Carroll has always enjoyed great support from his teammates and coaching staff, who understand the nature of football and how injuries can happen to anyone at any time.
The same can be said of the vast majority of supporters but some, particularly on social media, have chosen to kick the striker while he has been down, but they will never break him.
“The lads have been a massive help,” he confirmed. “I’ve been here seven years with Nobes, and Winston [Reid], the three of us have been here the longest, and it does become like a family.
“The lads who come in fit straight into that. We have got a tight-knit team, and a good glue to the squad. Any lads coming in can feel that, and I’ve been a part of it for seven years, which has been great.
“[Being injured] is tough, physically and mentally, and when people say what they say it’s even harder. To try and get it out there that this isn’t what I want. I don’t want to be injured. I’ve had a strong character. It doesn’t get easier, you just get used to it.
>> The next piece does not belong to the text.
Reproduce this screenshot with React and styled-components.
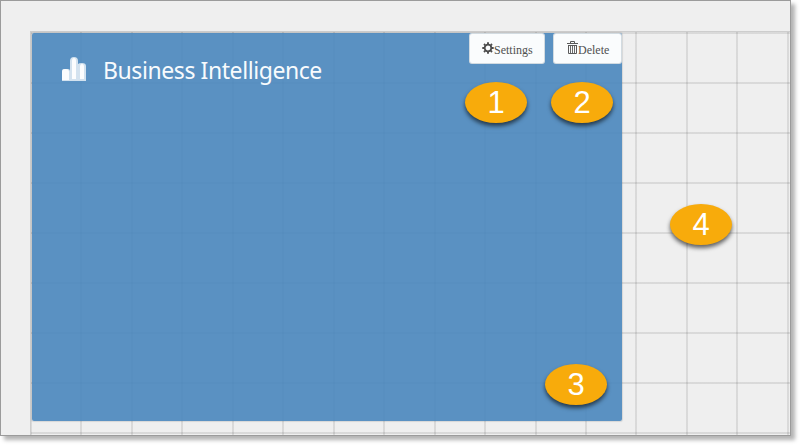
import React from 'react';
import styled, { createGlobalStyle } from 'styled-components';

const GlobalStyle = createGlobalStyle`
  * { box-sizing: border-box; }
  body { margin: 0; background: #fff; }
`;

const Page = styled.main`
  position: relative;
  width: 801px;
  height: 446px;
  overflow: hidden;
`;

const Frame = styled.section`
  width: 791px;
  height: 436px;
  padding: 30px 0 0 29px;
  background: #efefef;
  border: 1px solid #9b9b9b;
  box-shadow: 4px 4px 4px rgba(0, 0, 0, 0.3);
  overflow: hidden;
`;

const Board = styled.div`
  width: 760px;
  height: 404px;
  padding: 2px 0 0 2px;
  border-top: 1px solid #cdcdcd;
  border-left: 1px solid #cdcdcd;
  background-image:
    repeating-linear-gradient(to right, rgba(0, 0, 0, 0.09) 0 2px, transparent 2px 50.45px),
    repeating-linear-gradient(to bottom, rgba(0, 0, 0, 0.09) 0 2px, transparent 2px 50px);
  background-origin: border-box;
  background-position: 0 0, 0 1px;
`;

const Tile = styled.article`
  display: flex;
  justify-content: space-between;
  align-items: flex-start;
  width: 590px;
  height: 388px;
  margin: -1px 0 0 -1px;
  border-radius: 2px;
  background: rgba(73, 134, 188, 0.9);
  box-shadow: 0 0 1px 1px rgba(0, 0, 0, 0.1);
`;

const Heading = styled.header`
  display: flex;
  align-items: center;
  gap: 17px;
  height: 34px;
  margin: 20px 0 0 30px;

  svg { margin-top: -2px; }
`;

const Title = styled.h1`
  margin: 0;
  color: #f8fbfd;
  font: 400 23px/34px "Noto Sans", "Open Sans", sans-serif;
  letter-spacing: -0.42px;
  white-space: nowrap;
`;

const Actions = styled.div`
  display: flex;
  gap: 8px;
`;

const ActionButton = styled.button`
  display: flex;
  align-items: center;
  justify-content: flex-start;
  width: ${(p) => p.$width}px;
  height: 31px;
  padding: 2px 0 0 ${(p) => p.$inset}px;
  border: 1px solid rgba(200, 210, 218, 0.8);
  border-radius: 3px;
  background: rgba(255, 255, 255, 0.97);
  color: #505050;
  font: 12px/14px "Liberation Serif", serif;

  svg { flex: none; margin-top: -4px; }
`;

const Marker = styled.span`
  position: absolute;
  left: ${(p) => p.$x}px;
  top: ${(p) => p.$y}px;
  display: flex;
  align-items: center;
  justify-content: center;
  width: 62px;
  height: 41px;
  border-radius: 50%;
  background: #f8ab0b;
  box-shadow: 0 3px 4px rgba(0, 0, 0, 0.6);
  color: #fff;
  font: 31px/41px "Liberation Sans", Arial, sans-serif;
`;

const ChartIcon = () => (
  <svg width="24" height="24" viewBox="0 0 24 24">
    <path d="M0 24V14q0-2 2-2h4q2 0 2 2V4q0-4 4-4t4 4v3q1-1 4-1 4 0 4 3v15z" fill="#d3e2ef" />
    <path d="M0 23V15q0-3 3.5-3t3.5 3v8zM10 22V4q0-3 2-3t2 3v18zM18 22V10q0-3 2-3t2 3v12z" fill="#fcfdfe" />
  </svg>
);

const GearIcon = () => (
  <svg width="12" height="12" viewBox="0 0 12 12" fill="none" stroke="#4c4c4c">
    <circle cx="6" cy="6" r="3.3" strokeWidth="1.8" />
    <path d="M6 .3v2M6 9.7v2M.3 6h2M9.7 6h2M2 2l1.3 1.3M8.7 8.7L10 10M10 2L8.7 3.3M3.3 8.7L2 10" strokeWidth="1.9" />
  </svg>
);

const TrashIcon = () => (
  <svg width="11" height="13" viewBox="0 0 11 13" fill="none" stroke="#5a5a5a">
    <path d="M0 2.5h11M3.5 2.5v-2h4v2M1.5 4v8.5h8V4M1 4.5h9" />
    <path d="M3.5 5v7M5.5 5v7M7.5 5v7" strokeWidth="0.9" />
  </svg>
);

const markers = [
  { label: 1, x: 465, y: 82 },
  { label: 2, x: 551, y: 82 },
  { label: 3, x: 545, y: 364 },
  { label: 4, x: 670, y: 204 },
];

export default function App() {
  return (
    <Page>
      <GlobalStyle />
      <Frame>
        <Board>
          <Tile>
            <Heading>
              <ChartIcon />
              <Title>Business Intelligence</Title>
            </Heading>
            <Actions>
              <ActionButton $width={76} $inset={12}><GearIcon />Settings</ActionButton>
              <ActionButton $width={69} $inset={13}><TrashIcon />Delete</ActionButton>
            </Actions>
          </Tile>
        </Board>
      </Frame>
      {markers.map((m) => (
        <Marker key={m.label} $x={m.x} $y={m.y}>{m.label}</Marker>
      ))}
    </Page>
  );
}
“When I’m on the pitch, I think you see a completely different side to me. I love being on the pitch, running around, giving it my all, 100 per cent, but sometimes it might be a little bit too much and I get myself in positions where it causes these injuries, but that’s just how I play and I can’t really help that.
“I’ve been like the pantomime villain sometimes, with the home fans and the away fans. They’ll chant your name, then give you stick for being injured – it’s mixed all over the place! – but, as I said, deep down I know that the majority of them do like me and enjoyed watching me play.”
Carroll will start a new adventure now, but he will always retain links to West Ham, most notably through his family, with son Arlo following in the footsteps of his Hammers-supporting mother Billi.
“He bangs on all the time about West Ham, which players he likes…” Carroll smiles. “He understands now, even though he is only three, that I won’t be here next season, and he wants me to sign for [Manchester] City so I’ve got some work to do!
“Billi has had the West Ham connections all her life, and I’ve played down here for seven years, so the kids growing up as Hammers fans is great.
“I just want to say thanks to everyone, to the club, to the fans, all the managers we’ve had here. The lads especially, it’s been great, and it is actually like a family.”